-- GOAL --
Write the listing below out again exactly, dropping the images.

-- MATERIAL PROVIDED --
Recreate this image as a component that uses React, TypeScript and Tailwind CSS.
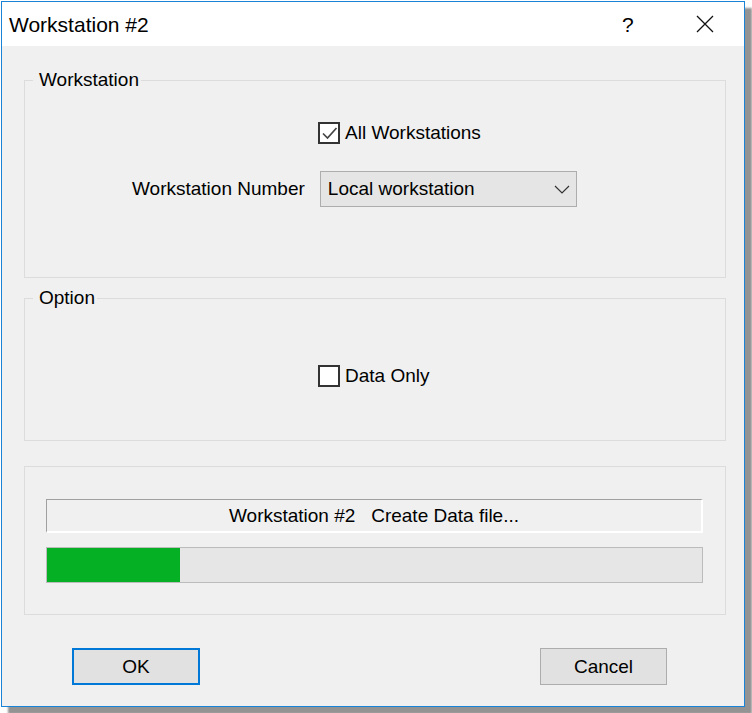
import type { ReactNode } from "react";

const font = "font-['Liberation_Sans','Arial',sans-serif]";

function CheckBox({ checked, label }: { checked?: boolean; label: string }) {
  return (
    <div className="flex items-center">
      <span className="flex h-[22px] w-[22px] items-center justify-center border-2 border-[#333333] bg-white">
        {checked ? (
          <svg width="17" height="17" viewBox="0 0 17 17" fill="none">
            <path d="M2 8.5 L6.5 13 L15.5 3" stroke="#444" strokeWidth="1.7" />
          </svg>
        ) : null}
      </span>
      <span className="ml-[5px] text-[19px] leading-[22px] text-black">{label}</span>
    </div>
  );
}

function GroupBox({
  title,
  className,
  children,
}: {
  title?: string;
  className: string;
  children: ReactNode;
}) {
  return (
    <div className={`relative ml-[22px] w-[702px] border border-[#dcdcdc] ${className}`}>
      {title ? (
        <span className="absolute -top-[12px] left-[8px] bg-[#f0f0f0] pl-[6px] pr-[2px] text-[19px] leading-[22px] text-black">
          {title}
        </span>
      ) : null}
      {children}
    </div>
  );
}

export default function App() {
  return (
    <div className={`h-[713px] w-[752px] bg-white pl-[1px] pt-[1px] ${font}`}>
      <div className="flex h-[706px] w-[744px] flex-col border border-[#1883d7] bg-[#f0f0f0] shadow-[7px_7px_2px_#939393]">
        {/* title bar */}
        <div className="flex h-[44px] shrink-0 items-center bg-white">
          <span className="ml-[7px] flex-1 text-[21px] leading-none text-black">Workstation #2</span>
          <span className="w-[12px] text-[21px] leading-none text-black">?</span>
          <svg className="ml-[62px] mr-[30px]" width="18" height="18" viewBox="0 0 18 18">
            <path d="M1 1 L17 17 M17 1 L1 17" stroke="#111" strokeWidth="1.3" />
          </svg>
        </div>

        <GroupBox title="Workstation" className="mt-[34px] h-[198px]">
          <div className="ml-[293px] mt-[41px]">
            <CheckBox checked label="All Workstations" />
          </div>
          <div className="mt-[27px] flex items-center">
            <span className="ml-[107px] text-[19px] leading-[22px] text-black">Workstation Number</span>
            <div className="ml-[15px] flex h-[36px] w-[257px] items-center justify-between border border-[#adadad] bg-[#e5e5e5] pl-[7px] pr-[6px]">
              <span className="text-[19px] leading-[22px] text-black">Local workstation</span>
              <svg width="16" height="9" viewBox="0 0 16 9" fill="none">
                <path d="M1 1 L8 8 L15 1" stroke="#333" strokeWidth="1.2" />
              </svg>
            </div>
          </div>
        </GroupBox>

        <GroupBox title="Option" className="mt-[20px] h-[143px]">
          <div className="ml-[293px] mt-[66px]">
            <CheckBox label="Data Only" />
          </div>
        </GroupBox>

        <GroupBox className="mt-[25px] h-[149px]">
          <div className="ml-[21px] mt-[32px] flex h-[34px] w-[657px] items-center justify-center border-l border-t border-b-2 border-r-2 border-l-[#a0a0a0] border-t-[#a0a0a0] border-b-white border-r-white">
            <span className="whitespace-pre text-[19px] leading-[22px] text-black">
              Workstation #2   Create Data file...
            </span>
          </div>
          <div className="ml-[21px] mt-[14px] flex h-[36px] w-[657px] border border-[#bcbcbc] bg-[#e6e6e6]">
            <div className="h-full w-[133px] bg-[#06b025]" />
          </div>
        </GroupBox>

        <div className="mt-[33px] flex">
          <button className="ml-[70px] flex h-[37px] w-[128px] items-center justify-center border-2 border-[#0078d7] bg-[#e1e1e1] text-[19px] leading-none text-black">
            OK
          </button>
          <button className="ml-[340px] flex h-[37px] w-[127px] items-center justify-center border border-[#adadad] bg-[#e1e1e1] text-[19px] leading-none text-black">
            Cancel
          </button>
        </div>
      </div>
    </div>
  );
}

-- RESULT --
Recreate this image as a component that uses React, TypeScript and Tailwind CSS.
import type { ReactNode } from "react";

const font = "font-['Liberation_Sans','Arial',sans-serif]";

function CheckBox({ checked, label }: { checked?: boolean; label: string }) {
  return (
    <div className="flex items-center">
      <span className="flex h-[22px] w-[22px] items-center justify-center border-2 border-[#333333] bg-white">
        {checked ? (
          <svg width="17" height="17" viewBox="0 0 17 17" fill="none">
            <path d="M2 8.5 L6.5 13 L15.5 3" stroke="#444" strokeWidth="1.7" />
          </svg>
        ) : null}
      </span>
      <span className="ml-[5px] text-[19px] leading-[22px] text-black">{label}</span>
    </div>
  );
}

function GroupBox({
  title,
  className,
  children,
}: {
  title?: string;
  className: string;
  children: ReactNode;
}) {
  return (
    <div className={`relative ml-[22px] w-[702px] border border-[#dcdcdc] ${className}`}>
      {title ? (
        <span className="absolute -top-[12px] left-[8px] bg-[#f0f0f0] pl-[6px] pr-[2px] text-[19px] leading-[22px] text-black">
          {title}
        </span>
      ) : null}
      {children}
    </div>
  );
}

export default function App() {
  return (
    <div className={`h-[713px] w-[752px] bg-white pl-[1px] pt-[1px] ${font}`}>
      <div className="flex h-[706px] w-[744px] flex-col border border-[#1883d7] bg-[#f0f0f0] shadow-[7px_7px_2px_#939393]">
        {/* title bar */}
        <div className="flex h-[44px] shrink-0 items-center bg-white">
          <span className="ml-[7px] flex-1 text-[21px] leading-none text-black">Workstation #2</span>
          <span className="w-[12px] text-[21px] leading-none text-black">?</span>
          <svg className="ml-[62px] mr-[30px]" width="18" height="18" viewBox="0 0 18 18">
            <path d="M1 1 L17 17 M17 1 L1 17" stroke="#111" strokeWidth="1.3" />
          </svg>
        </div>

        <GroupBox title="Workstation" className="mt-[34px] h-[198px]">
          <div className="ml-[293px] mt-[41px]">
            <CheckBox checked label="All Workstations" />
          </div>
          <div className="mt-[27px] flex items-center">
            <span className="ml-[107px] text-[19px] leading-[22px] text-black">Workstation Number</span>
            <div className="ml-[15px] flex h-[36px] w-[257px] items-center justify-between border border-[#adadad] bg-[#e5e5e5] pl-[7px] pr-[6px]">
              <span className="text-[19px] leading-[22px] text-black">Local workstation</span>
              <svg width="16" height="9" viewBox="0 0 16 9" fill="none">
                <path d="M1 1 L8 8 L15 1" stroke="#333" strokeWidth="1.2" />
              </svg>
            </div>
          </div>
        </GroupBox>

        <GroupBox title="Option" className="mt-[20px] h-[143px]">
          <div className="ml-[293px] mt-[66px]">
            <CheckBox label="Data Only" />
          </div>
        </GroupBox>

        <GroupBox className="mt-[25px] h-[149px]">
          <div className="ml-[21px] mt-[32px] flex h-[34px] w-[657px] items-center justify-center border-l border-t border-b-2 border-r-2 border-l-[#a0a0a0] border-t-[#a0a0a0] border-b-white border-r-white">
            <span className="whitespace-pre text-[19px] leading-[22px] text-black">
              Workstation #2   Create Data file...
            </span>
          </div>
          <div className="ml-[21px] mt-[14px] flex h-[36px] w-[657px] border border-[#bcbcbc] bg-[#e6e6e6]">
            <div className="h-full w-[133px] bg-[#06b025]" />
          </div>
        </GroupBox>

        <div className="mt-[33px] flex">
          <button className="ml-[70px] flex h-[37px] w-[128px] items-center justify-center border-2 border-[#0078d7] bg-[#e1e1e1] text-[19px] leading-none text-black">
            OK
          </button>
          <button className="ml-[340px] flex h-[37px] w-[127px] items-center justify-center border border-[#adadad] bg-[#e1e1e1] text-[19px] leading-none text-black">
            Cancel
          </button>
        </div>
      </div>
    </div>
  );
}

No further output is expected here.